[Dataset excerpt]
• • • • • • •

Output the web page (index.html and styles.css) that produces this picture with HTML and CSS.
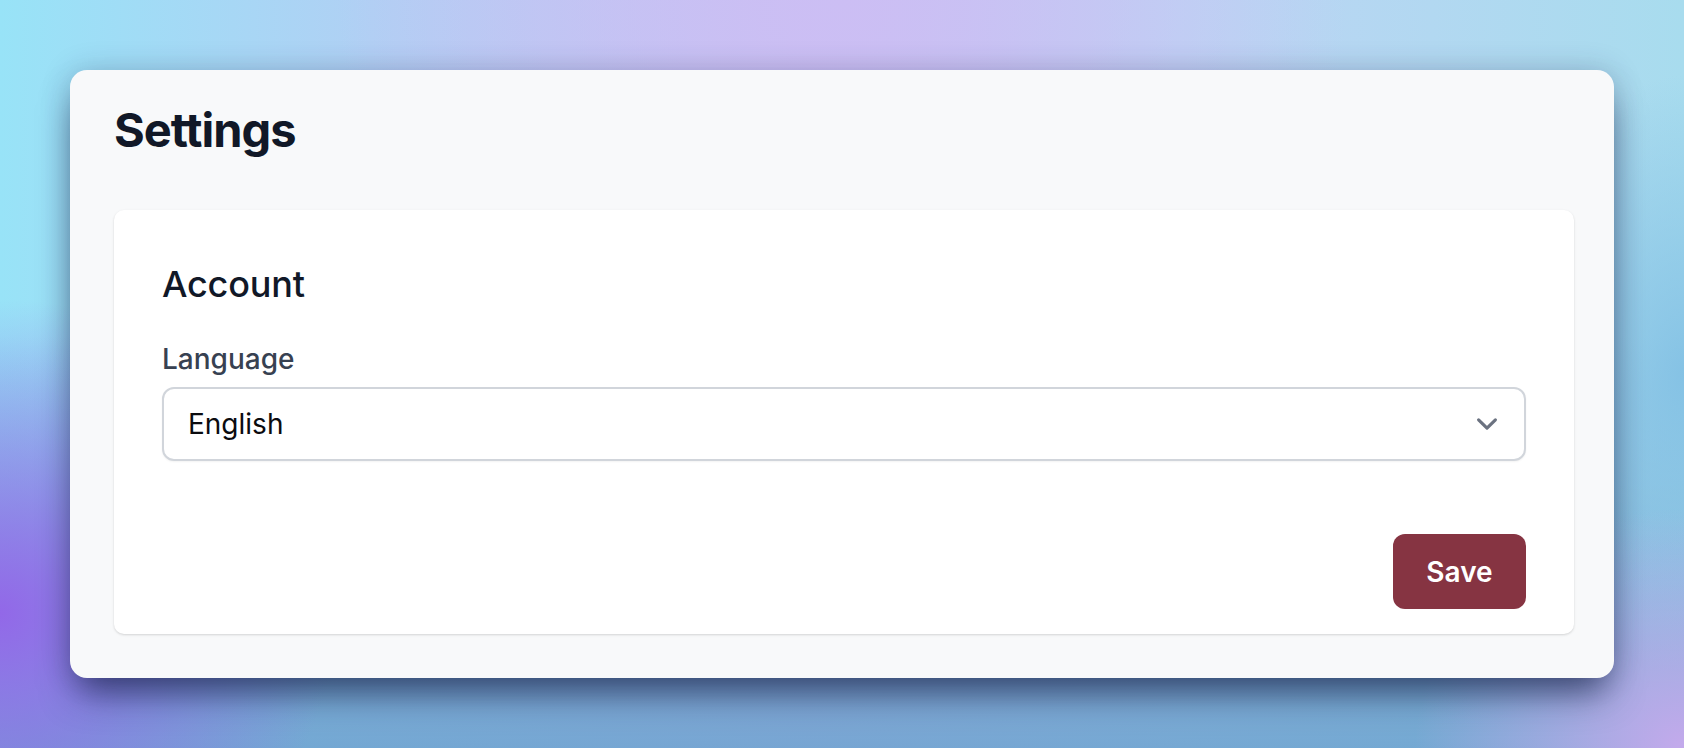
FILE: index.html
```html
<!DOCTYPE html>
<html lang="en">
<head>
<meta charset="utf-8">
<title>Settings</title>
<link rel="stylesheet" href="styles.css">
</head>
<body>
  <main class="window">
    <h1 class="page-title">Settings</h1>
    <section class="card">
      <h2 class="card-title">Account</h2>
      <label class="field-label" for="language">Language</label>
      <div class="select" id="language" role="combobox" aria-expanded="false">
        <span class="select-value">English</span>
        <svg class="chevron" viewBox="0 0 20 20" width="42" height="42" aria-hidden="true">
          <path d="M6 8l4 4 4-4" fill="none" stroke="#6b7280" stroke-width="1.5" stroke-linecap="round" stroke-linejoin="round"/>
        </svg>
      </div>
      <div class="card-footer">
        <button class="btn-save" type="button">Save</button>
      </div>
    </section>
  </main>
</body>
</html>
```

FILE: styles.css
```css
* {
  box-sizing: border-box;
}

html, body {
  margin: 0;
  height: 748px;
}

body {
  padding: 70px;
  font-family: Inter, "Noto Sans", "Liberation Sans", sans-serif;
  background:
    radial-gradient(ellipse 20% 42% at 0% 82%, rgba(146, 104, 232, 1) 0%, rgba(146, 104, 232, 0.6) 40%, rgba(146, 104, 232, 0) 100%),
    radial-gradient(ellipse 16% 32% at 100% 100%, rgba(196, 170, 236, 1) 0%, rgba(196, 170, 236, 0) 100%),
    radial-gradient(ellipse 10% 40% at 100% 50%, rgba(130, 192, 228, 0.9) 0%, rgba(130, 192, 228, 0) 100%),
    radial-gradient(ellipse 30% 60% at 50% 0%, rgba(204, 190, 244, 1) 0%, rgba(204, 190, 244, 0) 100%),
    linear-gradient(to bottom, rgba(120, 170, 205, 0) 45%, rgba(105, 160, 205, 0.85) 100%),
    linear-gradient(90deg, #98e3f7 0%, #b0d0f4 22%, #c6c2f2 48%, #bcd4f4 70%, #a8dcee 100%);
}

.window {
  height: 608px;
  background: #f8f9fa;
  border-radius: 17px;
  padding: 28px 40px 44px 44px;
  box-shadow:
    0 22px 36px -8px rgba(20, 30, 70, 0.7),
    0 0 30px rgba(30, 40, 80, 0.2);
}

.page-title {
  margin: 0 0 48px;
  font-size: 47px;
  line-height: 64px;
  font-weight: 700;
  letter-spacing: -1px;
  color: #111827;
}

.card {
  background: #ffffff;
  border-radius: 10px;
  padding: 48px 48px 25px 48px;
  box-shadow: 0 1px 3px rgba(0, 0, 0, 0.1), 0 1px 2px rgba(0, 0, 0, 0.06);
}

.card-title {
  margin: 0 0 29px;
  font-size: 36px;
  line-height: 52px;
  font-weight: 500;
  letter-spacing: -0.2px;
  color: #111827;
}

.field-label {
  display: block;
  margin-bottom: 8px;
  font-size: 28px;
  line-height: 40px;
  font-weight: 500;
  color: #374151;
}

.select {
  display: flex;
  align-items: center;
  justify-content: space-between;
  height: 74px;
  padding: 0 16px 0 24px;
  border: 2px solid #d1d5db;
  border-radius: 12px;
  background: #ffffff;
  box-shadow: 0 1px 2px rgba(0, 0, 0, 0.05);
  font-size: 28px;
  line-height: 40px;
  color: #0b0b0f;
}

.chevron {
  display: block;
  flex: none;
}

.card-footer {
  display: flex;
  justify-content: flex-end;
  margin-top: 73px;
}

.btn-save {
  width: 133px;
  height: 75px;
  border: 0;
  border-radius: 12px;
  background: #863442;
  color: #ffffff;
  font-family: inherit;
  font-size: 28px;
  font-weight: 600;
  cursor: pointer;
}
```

• • • • • • •

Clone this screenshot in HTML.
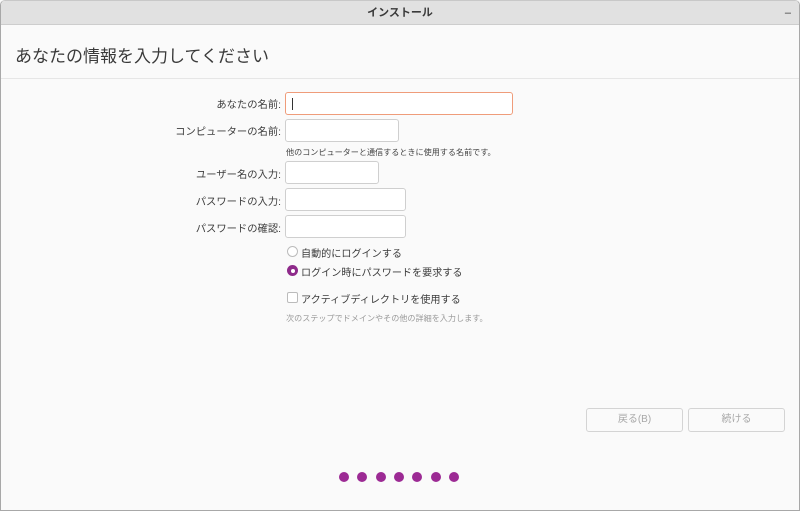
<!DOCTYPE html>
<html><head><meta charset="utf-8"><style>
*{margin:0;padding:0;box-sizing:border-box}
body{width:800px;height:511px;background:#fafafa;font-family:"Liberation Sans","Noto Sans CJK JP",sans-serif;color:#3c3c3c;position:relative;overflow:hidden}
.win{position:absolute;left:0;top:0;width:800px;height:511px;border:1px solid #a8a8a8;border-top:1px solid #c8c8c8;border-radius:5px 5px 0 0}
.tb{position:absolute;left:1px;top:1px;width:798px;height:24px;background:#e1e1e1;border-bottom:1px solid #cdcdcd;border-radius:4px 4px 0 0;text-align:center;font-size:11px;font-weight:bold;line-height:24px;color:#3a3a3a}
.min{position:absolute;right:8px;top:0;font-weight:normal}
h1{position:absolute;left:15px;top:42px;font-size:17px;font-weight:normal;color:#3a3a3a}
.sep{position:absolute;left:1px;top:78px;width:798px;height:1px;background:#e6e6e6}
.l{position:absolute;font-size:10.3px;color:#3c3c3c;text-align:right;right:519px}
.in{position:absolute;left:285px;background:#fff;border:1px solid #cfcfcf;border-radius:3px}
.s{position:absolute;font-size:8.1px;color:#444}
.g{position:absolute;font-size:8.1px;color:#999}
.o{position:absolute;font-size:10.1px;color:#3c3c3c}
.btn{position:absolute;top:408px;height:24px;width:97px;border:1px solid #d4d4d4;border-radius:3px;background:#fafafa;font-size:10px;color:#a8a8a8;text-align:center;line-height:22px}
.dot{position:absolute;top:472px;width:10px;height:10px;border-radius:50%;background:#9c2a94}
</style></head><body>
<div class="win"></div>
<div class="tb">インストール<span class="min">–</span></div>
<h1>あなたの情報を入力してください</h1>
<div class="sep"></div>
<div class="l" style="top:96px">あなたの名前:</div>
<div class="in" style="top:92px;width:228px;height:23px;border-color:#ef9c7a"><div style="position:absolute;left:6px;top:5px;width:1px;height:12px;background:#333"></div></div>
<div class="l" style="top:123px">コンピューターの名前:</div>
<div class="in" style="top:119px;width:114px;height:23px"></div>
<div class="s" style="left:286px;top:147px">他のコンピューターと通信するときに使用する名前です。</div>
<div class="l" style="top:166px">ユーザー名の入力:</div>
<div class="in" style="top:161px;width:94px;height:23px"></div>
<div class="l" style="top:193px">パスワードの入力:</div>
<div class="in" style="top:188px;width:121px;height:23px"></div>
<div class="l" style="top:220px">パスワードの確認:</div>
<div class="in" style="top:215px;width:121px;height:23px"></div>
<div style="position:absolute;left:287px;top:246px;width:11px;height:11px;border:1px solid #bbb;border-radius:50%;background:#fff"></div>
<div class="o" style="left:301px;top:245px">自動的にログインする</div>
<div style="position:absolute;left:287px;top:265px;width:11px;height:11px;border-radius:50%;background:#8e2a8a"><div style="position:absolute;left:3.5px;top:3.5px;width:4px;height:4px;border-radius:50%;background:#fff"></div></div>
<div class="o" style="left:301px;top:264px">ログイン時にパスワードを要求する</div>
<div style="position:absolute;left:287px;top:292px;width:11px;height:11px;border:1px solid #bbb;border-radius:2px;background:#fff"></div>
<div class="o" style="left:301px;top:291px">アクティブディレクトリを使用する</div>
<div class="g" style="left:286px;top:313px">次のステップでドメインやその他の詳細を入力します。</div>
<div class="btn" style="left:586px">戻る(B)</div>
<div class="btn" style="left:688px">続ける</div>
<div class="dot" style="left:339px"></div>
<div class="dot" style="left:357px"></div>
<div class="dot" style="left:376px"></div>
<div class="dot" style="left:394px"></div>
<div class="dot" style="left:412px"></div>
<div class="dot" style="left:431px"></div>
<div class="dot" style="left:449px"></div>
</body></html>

• • • • • • •

*Task prompt*. Among the entries, how many lines include the word "index"? Answer with a single number and nothing further.

*Correct output*. 2